WHEN BILL CLINTON CONTEMPLATES THE scandals that could ruin his second term, what worries him most is not the vast machinery of the special prosecutor investigating Whitewater or the potential for endless congressional hearings over shady contributions to his presidential campaign. His real concern, say his friends, is the sexual-harassment suit filed against him by Paula Jones. Legally, most experts agree, the case has some holes. But it still has the potential to make Clinton's life hellish in the months and years ahead. Next week the U.S. Supreme Court will hear arguments in the case of William Jefferson Clinton v. Paula Corbin Jones. In one light, the case is just another skirmish in the gender wars of the 1990s. In dry legal terms, Jones is seeking $700,000 in damages against Clinton for defaming her and violating her civil rights. But Clinton v. Jones poses some weighty constitutional issues, including the basic question of whether the president can stand above the law. Clinton's lawyers will argue that the president should be immune from Jones's suit until after he leaves office--lest other presidents be made magnets for shakedown suits. But there is a good chance that the justices will let the case go forward, if not all the way to trial, then at least to the "discovery" stage (page 28). If so, Clinton will be asked, under oath, some extremely uncomfortable questions about his actions on the afternoon of May 8, 1991, such as: did he, as Paula Jones, then an Arkansas state employee, alleges, expose himself to her and request oral sex? Did Clinton make a regular practice of using state troopers to procure women for sexual favors? His long-rumored history as an alleged womanizer will be open to cross-examination. The president's legal defense in the Jones case, which has already cost $1.5 million, will continue to consume much of his time and emotional energy.

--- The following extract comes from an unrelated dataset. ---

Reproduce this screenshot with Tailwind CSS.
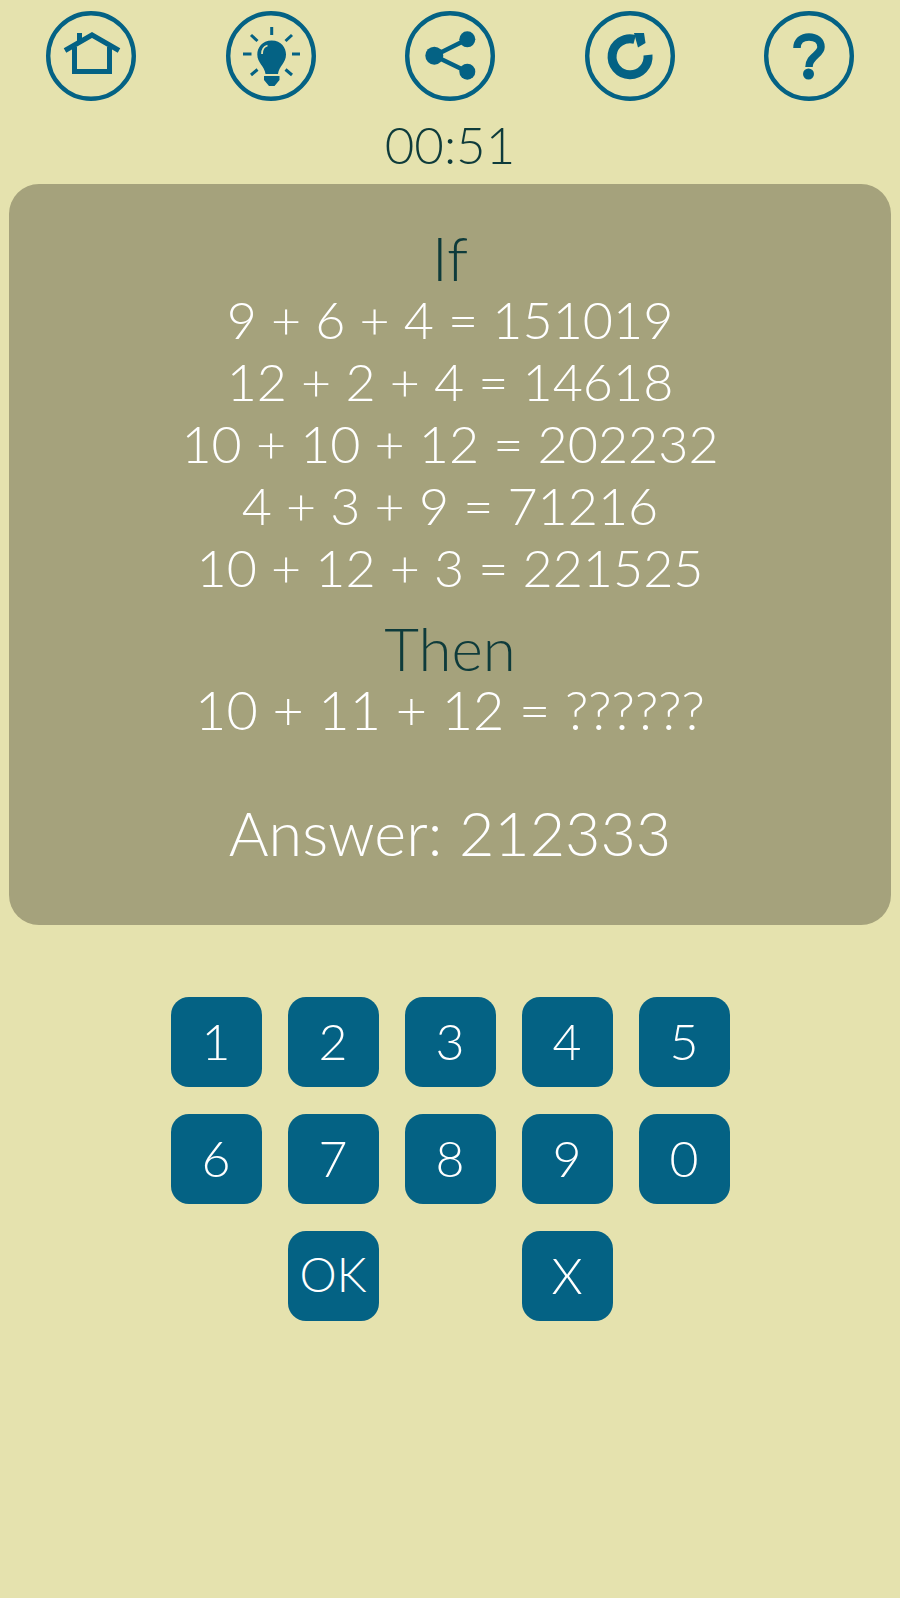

Paula Jones is a familiar-enough name. She has been on the cover of People and the butt of a lot of smirky late-night humor. According to polls, at least nine out of 10 people know who she is. The same polls, however, show that most voters don't believe her story. In media accounts, she tends to be portrayed as a trailer-park floozy digging for money and celebrity.

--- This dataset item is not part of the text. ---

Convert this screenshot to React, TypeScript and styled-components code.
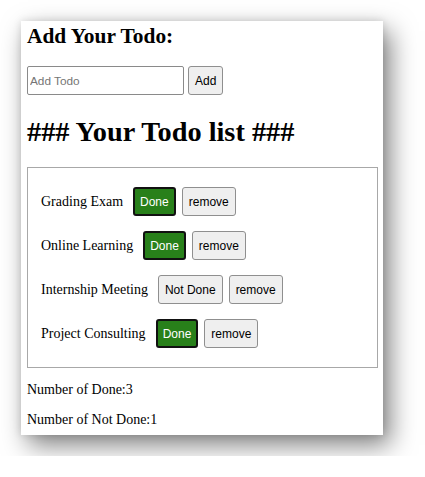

Americans who dismiss Paula Jones as a tawdry sideshow may be in for a surprise. Her case is not weak enough to be simply or quickly thrown out of the courts. There is believable evidence that Jones was summoned to the then Governor Clinton's hotel room, that she met alone with him and that when she emerged she quickly told several people that she had been humiliated by Clinton's sexual overtures--and recounted virtually all the details she would later spell out in her legal complaint.

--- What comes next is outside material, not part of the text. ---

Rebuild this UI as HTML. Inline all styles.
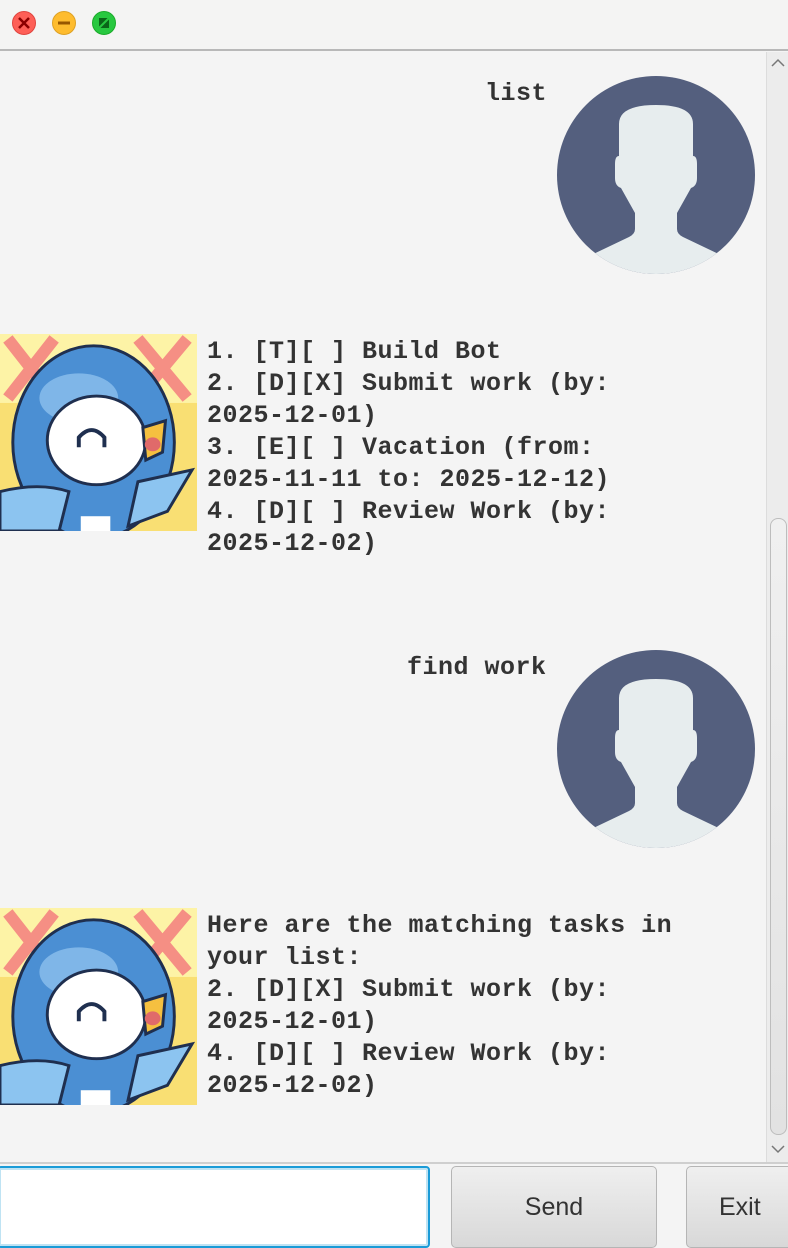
<!DOCTYPE html>
<html><head><meta charset="utf-8"><style>
*{margin:0;padding:0;box-sizing:border-box}
body{width:788px;height:1248px;background:#f4f4f4;position:relative;overflow:hidden;font-family:"Liberation Sans",sans-serif}
.titlebar{position:absolute;left:0;top:0;width:788px;height:51px;background:#f4f4f3;border-bottom:2px solid #b8b8b8}
.dot{position:absolute;top:11px;width:24px;height:24px;border-radius:50%}
.txt{position:absolute;font-family:"Liberation Mono",monospace;font-weight:bold;font-size:25px;letter-spacing:0.5px;line-height:32px;color:#333;white-space:pre}
.av{position:absolute;width:198px;height:198px}
.bird{position:absolute;width:197px;height:197px;left:0}
.sb{position:absolute;left:766px;top:52px;width:22px;height:1110px;background:#ececec;border-left:1px solid #dcdcdc}
.thumb{position:absolute;left:3px;top:466px;width:17px;height:617px;border:1px solid #bdbdbd;border-radius:8px;background:linear-gradient(#f0f0f0,#e2e2e2)}
.btn{position:absolute;top:1166px;height:82px;border:1px solid #b5b5b5;border-radius:5px;background:linear-gradient(#efefef,#d8d8d8);font-size:25px;color:#333;text-align:center;line-height:80px}
</style></head><body>
<div class="titlebar">
<div class="dot" style="left:12px;background:#fe5f57;border:1px solid #e0443e"><svg width="22" height="22"><path d="M6 6L16 16M16 6L6 16" stroke="#8b0000" stroke-width="2.5"/></svg></div>
<div class="dot" style="left:52px;background:#febc2e;border:1px solid #dea123"><svg width="22" height="22"><path d="M5 11H17" stroke="#985700" stroke-width="3"/></svg></div>
<div class="dot" style="left:92px;background:#28c840;border:1px solid #1aab29"><svg width="22" height="22"><path d="M6 6H16L6 16Z" fill="#0a6518"/><path d="M16 7V16H7Z" fill="#0a6518"/><path d="M6 16L16 6" stroke="#28c840" stroke-width="2"/></svg></div>
</div>

<div class="txt" style="left:485px;top:78px">list</div>
<svg class="av" style="left:557px;top:76px" viewBox="0 0 198 198"><defs><clipPath id="c1"><circle cx="99" cy="99" r="99"/></clipPath></defs><circle cx="99" cy="99" r="99" fill="#545f7e"/><g clip-path="url(#c1)" fill="#e7edee"><path d="M62 48Q62 29 99 29Q136 29 136 48V80Q140 80 140 88V102Q140 110 134 112L120 137V153Q120 158 126 161L170 182V200H28V182L72 161Q78 158 78 153V137L64 112Q58 110 58 102V88Q58 80 62 80Z"/></g></svg>

<svg class="bird" style="top:334px" viewBox="0 0 200 200"><rect width="200" height="200" fill="#f9df73"/><rect width="200" height="70" fill="#fdf3a6"/><path d="M8 5L55 65M55 5L8 65M140 5L190 65M190 5L140 65" stroke="#f58f84" stroke-width="12"/><ellipse cx="95" cy="110" rx="82" ry="98" fill="#4b8fd3" stroke="#1f2f4f" stroke-width="3"/><ellipse cx="80" cy="65" rx="40" ry="25" fill="#7fb6e8"/><path d="M0 160Q40 150 70 160L60 200H0Z" fill="#8cc4f0" stroke="#1f2f4f" stroke-width="3"/><path d="M140 150L195 138L170 180L130 195Z" fill="#8cc4f0" stroke="#1f2f4f" stroke-width="3"/><ellipse cx="98" cy="108" rx="50" ry="45" fill="#fff" stroke="#1f2f4f" stroke-width="3"/><path d="M80 115V105Q93 90 106 105V115" fill="none" stroke="#1f2f4f" stroke-width="4"/><path d="M145 95L168 88L165 120L148 128Z" fill="#f5c040" stroke="#1f2f4f" stroke-width="3"/><ellipse cx="155" cy="112" rx="8" ry="7" fill="#e06a6a"/><rect x="82" y="185" width="30" height="15" fill="#fff"/></svg>

<div class="txt" style="left:207px;top:336px">1. [T][ ] Build Bot
2. [D][X] Submit work (by:
2025-12-01)
3. [E][ ] Vacation (from:
2025-11-11 to: 2025-12-12)
4. [D][ ] Review Work (by:
2025-12-02)</div>

<div class="txt" style="left:407px;top:652px">find work</div>
<svg class="av" style="left:557px;top:650px" viewBox="0 0 198 198"><defs><clipPath id="c2"><circle cx="99" cy="99" r="99"/></clipPath></defs><circle cx="99" cy="99" r="99" fill="#545f7e"/><g clip-path="url(#c2)" fill="#e7edee"><path d="M62 48Q62 29 99 29Q136 29 136 48V80Q140 80 140 88V102Q140 110 134 112L120 137V153Q120 158 126 161L170 182V200H28V182L72 161Q78 158 78 153V137L64 112Q58 110 58 102V88Q58 80 62 80Z"/></g></svg>

<svg class="bird" style="top:908px" viewBox="0 0 200 200"><rect width="200" height="200" fill="#f9df73"/><rect width="200" height="70" fill="#fdf3a6"/><path d="M8 5L55 65M55 5L8 65M140 5L190 65M190 5L140 65" stroke="#f58f84" stroke-width="12"/><ellipse cx="95" cy="110" rx="82" ry="98" fill="#4b8fd3" stroke="#1f2f4f" stroke-width="3"/><ellipse cx="80" cy="65" rx="40" ry="25" fill="#7fb6e8"/><path d="M0 160Q40 150 70 160L60 200H0Z" fill="#8cc4f0" stroke="#1f2f4f" stroke-width="3"/><path d="M140 150L195 138L170 180L130 195Z" fill="#8cc4f0" stroke="#1f2f4f" stroke-width="3"/><ellipse cx="98" cy="108" rx="50" ry="45" fill="#fff" stroke="#1f2f4f" stroke-width="3"/><path d="M80 115V105Q93 90 106 105V115" fill="none" stroke="#1f2f4f" stroke-width="4"/><path d="M145 95L168 88L165 120L148 128Z" fill="#f5c040" stroke="#1f2f4f" stroke-width="3"/><ellipse cx="155" cy="112" rx="8" ry="7" fill="#e06a6a"/><rect x="82" y="185" width="30" height="15" fill="#fff"/></svg>

<div class="txt" style="left:207px;top:910px">Here are the matching tasks in
your list:
2. [D][X] Submit work (by:
2025-12-01)
4. [D][ ] Review Work (by:
2025-12-02)</div>

<div class="sb"><svg style="position:absolute;left:3px;top:6px" width="16" height="10"><path d="M2 8L8 2L14 8" fill="none" stroke="#777" stroke-width="1.5"/></svg><div class="thumb"></div><svg style="position:absolute;left:3px;top:1092px" width="16" height="10"><path d="M2 2L8 8L14 2" fill="none" stroke="#777" stroke-width="1.5"/></svg></div>
<div style="position:absolute;left:0;top:1162px;width:788px;height:2px;background:#cfcfcf"></div>

<div style="position:absolute;left:-3px;top:1166px;width:433px;height:82px;border:2px solid #1a9bd7;border-radius:4px;background:#fff;box-shadow:inset 0 0 0 2px #bfe3f3"></div>
<div class="btn" style="left:451px;width:206px">Send</div>
<div class="btn" style="left:686px;width:110px;text-align:left;padding-left:32px">Exit</div>
</body></html>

Arguably, the main reason more people don't take her story seriously is that the mainstream media have been skillfully spun by the White House and Clinton's lawyers. By playing on the class and partisan prejudices of reporters, as well as their squeamishness and ambivalence about printing stories about the sex lives of politicians, Clinton's operatives have done a brilliant job of discrediting Paula Jones and her case.
But spin can turn against the best of politicians. A history of the case, as reconstructed by NEWSWEEK from interviews with the main players--the White House refused to comment--shows that Clinton's handlers ruined a real chance to make the case go away before it was filed in May 1994. The principal reason settlement talks broke down was that Jones and her family thought that they were being smeared by leaks from the White House. The mainstream press is beginning to give more credence to Jones's story, in large part because of an influential article by Stuart Taylor in the November edition of The American Lawyer. Taylor accused the press of underreporting the Jones story because of a cultural double standard that let off liberal figures like Clinton more easily than conservatives like Clarence Thomas.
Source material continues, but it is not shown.